More in depth description:

I am doing an experiment that involves measuring the induced backspin in spherical projectiles. I have not (yet) calculated the velocity that the projectiles are travelling, but suffice to say the launcher packed enough punch in the low-power testing phase to put ~3" long dowel rods through half inch laminated high-density particle board.

 

I plan to measure backspin by embedding spherical plastic projectiles with NIB magnets. These will be pre-aligned before firing so as to rotate along the correct axis. Immediately after the acceleration tube (barrel) there will be another tube for backspin analysis. There will be a wire coil on the bottom of this tube as well as on the top. This will allow me to calculate both the backspin of the projectile and the forward velocity.**

 

The problem is that the projectile will be travelling EXTREMELY QUICKLY. This translates to a very, very brief time in the sensor tube, and on top of that, the rotation of the projectile could be very high - meaning that the galvanometer / oscilloscope would need to be extremely sensitive and have a very, very high sample rate (I would guess on the order of 1 microsecond). I need this to digitally output to my computer.

 

Any suggestions? I've mulled over both a USB input using a microcontroller and using sound-analysis software and the microphone jack.

 

 

 

**The magnets will be arranged in a ring around the projectile, so as to maintain both balance and ability to be detected. Each time either "end" of the projectile passes the top of the tube, a current will be induced (likewise with the bottom). The average of the current spikes on the top and on the bottom will provide me with the linear speed of the projectile. (I may be forgetting to divide by two here). This can then be used to find the backspin.

 

It occurs to me that my logic with that explanation is slightly flawed. However, backspin will still be easily measure with that setup - in a far more straightforward way - simply by relating the number of spikes with the time.

 

 

That's the (somewhat discordant) idea, anyway.

 

Thanks much.

One sample per 1 microsecond is not that high.
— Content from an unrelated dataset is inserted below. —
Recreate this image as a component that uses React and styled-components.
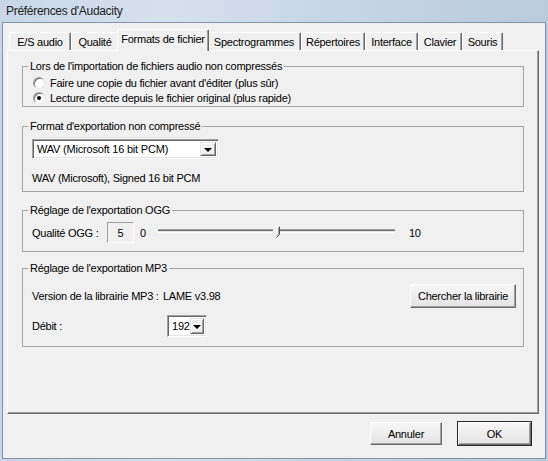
import styled, { createGlobalStyle } from "styled-components";

const GlobalStyle = createGlobalStyle`
  html, body {
    margin: 0;
    padding: 0;
    background: #bfcedd;
  }
  body {
    font-family: "Liberation Sans", Arial, sans-serif;
    font-size: 11px;
    letter-spacing: -0.25px;
    color: #000;
  }
`;

const StWindow = styled.div`
  width: 548px;
  height: 461px;
  box-sizing: border-box;
  display: flex;
  flex-direction: column;
  padding: 0 2px 2px 2px;
  background: linear-gradient(90deg, #c8d6e5 0%, #d6e1ec 30%, #c7d5e4 60%, #bccbdb 100%);
`;

const StTitleBar = styled.div`
  height: 22px;
  display: flex;
  align-items: center;
  padding-left: 4px;
  font-size: 12px;
  letter-spacing: -0.3px;
  color: #1e1e1e;
`;

const StClient = styled.div`
  flex: 1;
  display: flex;
  flex-direction: column;
  background: #f0f0f0;
  border: 1px solid #8393a4;
  padding: 6px 6px 0 4px;
  min-height: 0;
`;

const StTabStrip = styled.div`
  height: 21px;
  display: flex;
  align-items: flex-end;
  padding-left: 2px;
`;

const StTab = styled.div`
  box-sizing: border-box;
  width: ${(p) => p.$width}px;
  height: ${(p) => (p.$active ? 22 : 18)}px;
  margin: ${(p) => (p.$active ? "0 -2px -1px" : "0")};
  display: flex;
  align-items: center;
  justify-content: center;
  padding-bottom: ${(p) => (p.$active ? 3 : 0)}px;
  background: #f0f0f0;
  border-top: 1px solid #fff;
  border-left: 1px solid #fff;
  border-right: 1px solid #696969;
  box-shadow: inset -1px 0 #a0a0a0;
  border-radius: 2px 2px 0 0;
  position: ${(p) => (p.$active ? "relative" : "static")};
  z-index: ${(p) => (p.$active ? 1 : "auto")};
  white-space: nowrap;
`;

const StPanel = styled.div`
  flex: 1;
  display: flex;
  flex-direction: column;
  border: 1px solid;
  border-color: #fff #696969 #696969 #fff;
  box-shadow: inset -1px -1px #a0a0a0;
  padding: 9px 14px 0 14px;
`;

const StGroup = styled.fieldset`
  margin: ${(p) => p.$top}px 0 0;
  padding: ${(p) => p.$pad};
  border: 1px solid #a5a5a5;
  min-width: 0;
`;

const StLegend = styled.legend`
  padding: 0 2px;
  margin-left: -4px;
  line-height: 13px;
`;

const StRadioRow = styled.div`
  height: 15px;
  display: flex;
  align-items: center;
  gap: 5px;
  padding-left: 1px;
`;

const StRadio = styled.span`
  box-sizing: border-box;
  width: 12px;
  height: 12px;
  border-radius: 50%;
  border: 1px solid;
  border-color: #9a9a9a #e8e8e8 #e8e8e8 #9a9a9a;
  box-shadow: inset 1px 1px #777;
  background: #fff;
  display: flex;
  align-items: center;
  justify-content: center;

  &::after {
    content: "";
    width: 4px;
    height: 4px;
    border-radius: 50%;
    background: ${(p) => (p.$checked ? "#000" : "transparent")};
  }
`;

const StCombo = styled.div`
  box-sizing: border-box;
  width: ${(p) => p.$width}px;
  height: ${(p) => p.$height}px;
  display: flex;
  align-items: stretch;
  background: #fff;
  border: 1px solid;
  border-color: #a0a0a0 #fff #fff #a0a0a0;
  box-shadow: inset 1px 1px #696969, inset -1px -1px #e3e3e3;
  padding: 2px;
`;

const StComboText = styled.div`
  flex: 1;
  display: flex;
  align-items: center;
  padding-left: 2px;
  font-size: 11px;
  letter-spacing: -0.2px;
  white-space: nowrap;
`;

const StComboButton = styled.div`
  box-sizing: border-box;
  width: 16px;
  display: flex;
  align-items: center;
  justify-content: center;
  background: #f0f0f0;
  border: 1px solid;
  border-color: #e3e3e3 #696969 #696969 #e3e3e3;
  box-shadow: inset 1px 1px #fff, inset -1px -1px #a0a0a0;

  &::after {
    content: "";
    border-left: 4px solid transparent;
    border-right: 4px solid transparent;
    border-top: 4px solid #000;
    margin-top: 1px;
  }
`;

const StText = styled.div`
  line-height: 13px;
  margin-top: ${(p) => p.$top || 0}px;
`;

const StRow = styled.div`
  display: flex;
  align-items: center;
  height: ${(p) => p.$height}px;
  margin-top: ${(p) => p.$top || 0}px;
`;

const StLabel = styled.span`
  width: ${(p) => p.$width}px;
  flex-shrink: 0;
  white-space: nowrap;
`;

const StValueBox = styled.div`
  box-sizing: border-box;
  width: 27px;
  height: 21px;
  display: flex;
  align-items: center;
  justify-content: center;
  border: 1px solid;
  border-color: #a0a0a0 #fff #fff #a0a0a0;
`;

const StTick = styled.span`
  margin-left: ${(p) => p.$left}px;
`;

const StSlider = styled.div`
  position: relative;
  width: 237px;
  height: 21px;
  margin-left: 12px;
`;

const StTrack = styled.div`
  box-sizing: border-box;
  margin-top: 7px;
  height: 4px;
  border-top: 1px solid #a0a0a0;
  border-bottom: 1px solid #fff;
  background: #e6e6e6;
  box-shadow: inset 0 1px #6e6e6e;
`;

const StThumb = styled.svg`
  position: absolute;
  top: 4px;
`;

const StButton = styled.button`
  box-sizing: border-box;
  width: ${(p) => p.$width}px;
  height: ${(p) => p.$height}px;
  margin-left: ${(p) => (p.$push ? "auto" : "0")};
  padding: 0;
  font: inherit;
  font-size: 11px;
  letter-spacing: -0.25px;
  color: #000;
  background: linear-gradient(#f7f7f7, #e4e4e4);
  border: 1px solid;
  border-color: #fff #696969 #696969 #fff;
  box-shadow: ${(p) =>
    p.$default
      ? "0 0 0 1px #2b2b2b, inset -1px -1px #a0a0a0"
      : "inset -1px -1px #a0a0a0"};
`;

const StFooter = styled.div`
  display: flex;
  justify-content: flex-end;
  gap: 16px;
  padding: 8px 8px 13px 0;
`;

const tabs = [
  { label: "E/S audio", width: 62 },
  { label: "Qualité", width: 48 },
  { label: "Formats de fichier", width: 92, active: true },
  { label: "Spectrogrammes", width: 94 },
  { label: "Répertoires", width: 64 },
  { label: "Interface", width: 53 },
  { label: "Clavier", width: 44 },
  { label: "Souris", width: 41 },
];

function Thumb({ value, max }) {
  const left = Math.round((value / max) * 230);
  return (
    <StThumb width="7" height="12" viewBox="0 0 7 12" style={{ left }}>
      <path d="M0.5 0.5 H6.5 V8.5 L3.5 11.5 L0.5 8.5 Z" fill="#f0f0f0" />
      <path d="M0.5 8.5 V0.5 H6" fill="none" stroke="#fff" />
      <path d="M6.5 0.5 V8.5 L3.5 11.5" fill="none" stroke="#555" />
      <path d="M5.5 1.5 V8 L3.5 10" fill="none" stroke="#a0a0a0" />
    </StThumb>
  );
}

function App() {
  return (
    <>
      <GlobalStyle />
      <StWindow>
        <StTitleBar>Préférences d'Audacity</StTitleBar>
        <StClient>
          <StTabStrip>
            {tabs.map((t) => (
              <StTab key={t.label} $width={t.width} $active={t.active}>
                {t.label}
              </StTab>
            ))}
          </StTabStrip>
          <StPanel>
            <StGroup $top={0} $pad="2px 9px 1px">
              <StLegend>Lors de l'importation de fichiers audio non compressés</StLegend>
              <StRadioRow>
                <StRadio />
                Faire une copie du fichier avant d'éditer (plus sûr)
              </StRadioRow>
              <StRadioRow>
                <StRadio $checked />
                Lecture directe depuis le fichier original (plus rapide)
              </StRadioRow>
            </StGroup>

            <StGroup $top={13} $pad="6px 9px 6px">
              <StLegend>Format d'exportation non compressé</StLegend>
              <StCombo $width={187} $height={20}>
                <StComboText>WAV (Microsoft 16 bit PCM)</StComboText>
                <StComboButton />
              </StCombo>
              <StText $top={13}>WAV (Microsoft), Signed 16 bit PCM</StText>
            </StGroup>

            <StGroup $top={12} $pad="5px 9px 8px">
              <StLegend>Réglage de l'exportation OGG</StLegend>
              <StRow $height={21}>
                <StLabel $width={75}>Qualité OGG :</StLabel>
                <StValueBox>5</StValueBox>
                <StTick $left={6}>0</StTick>
                <StSlider>
                  <StTrack />
                  <Thumb value={5} max={10} />
                </StSlider>
                <StTick $left={14}>10</StTick>
              </StRow>
            </StGroup>

            <StGroup $top={10} $pad="0 7px 9px 9px">
              <StLegend>Réglage de l'exportation MP3</StLegend>
              <StRow $height={24} $top={9}>
                <StLabel $width={131}>Version de la librairie MP3 :</StLabel>
                <span>LAME v3.98</span>
                <StButton $width={106} $height={24} $push>
                  Chercher la librairie
                </StButton>
              </StRow>
              <StRow $height={22} $top={7}>
                <StLabel $width={135}>Débit :</StLabel>
                <StCombo $width={40} $height={22}>
                  <StComboText>192</StComboText>
                  <StComboButton />
                </StCombo>
              </StRow>
            </StGroup>
          </StPanel>
          <StFooter>
            <StButton $width={72} $height={23}>Annuler</StButton>
            <StButton $width={73} $height={23} $default>OK</StButton>
          </StFooter>
        </StClient>
      </StWindow>
    </>
  );
}

export default App;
For example common video AD converters use 20 or 30x higher sampling rates. Unfortunately i do not know of microcontroller that has such AD converter built in.

 

It may be that you actually do not need continuous sampling (and transfering everything to computer). Cycles with, say, 2048 samples may do the job. In that case you can use common serial port for computer connection which makes things a lot easyer. You also my not need direct graphics output as everything could be written to file that can be converted to visual representations afterwards.

 

Such system can be built using logic circuits to make AD to run standalone and write its output to FIFO or RAM. After complete sampling cycle microcontroller reads memory content and sends it to PC.

Hi.

I would attempt registering the spin using a storage oscilloscope. Borrow, rent, or... It will keep the waveform for analysis of which sampling approach is more convenient if you still want to involve a PC into it, or if the sensor needs modification to obtain a better amplitude/detail.

Miguel

  • 2 months later...

I think you can try some sound card based oscilloscope shareware first, like this one at:

 

http://www.virtins.com

 

some of the sound cards supports 192 kHz sampling rate, but I am not sure whether it is suitable for your case or not.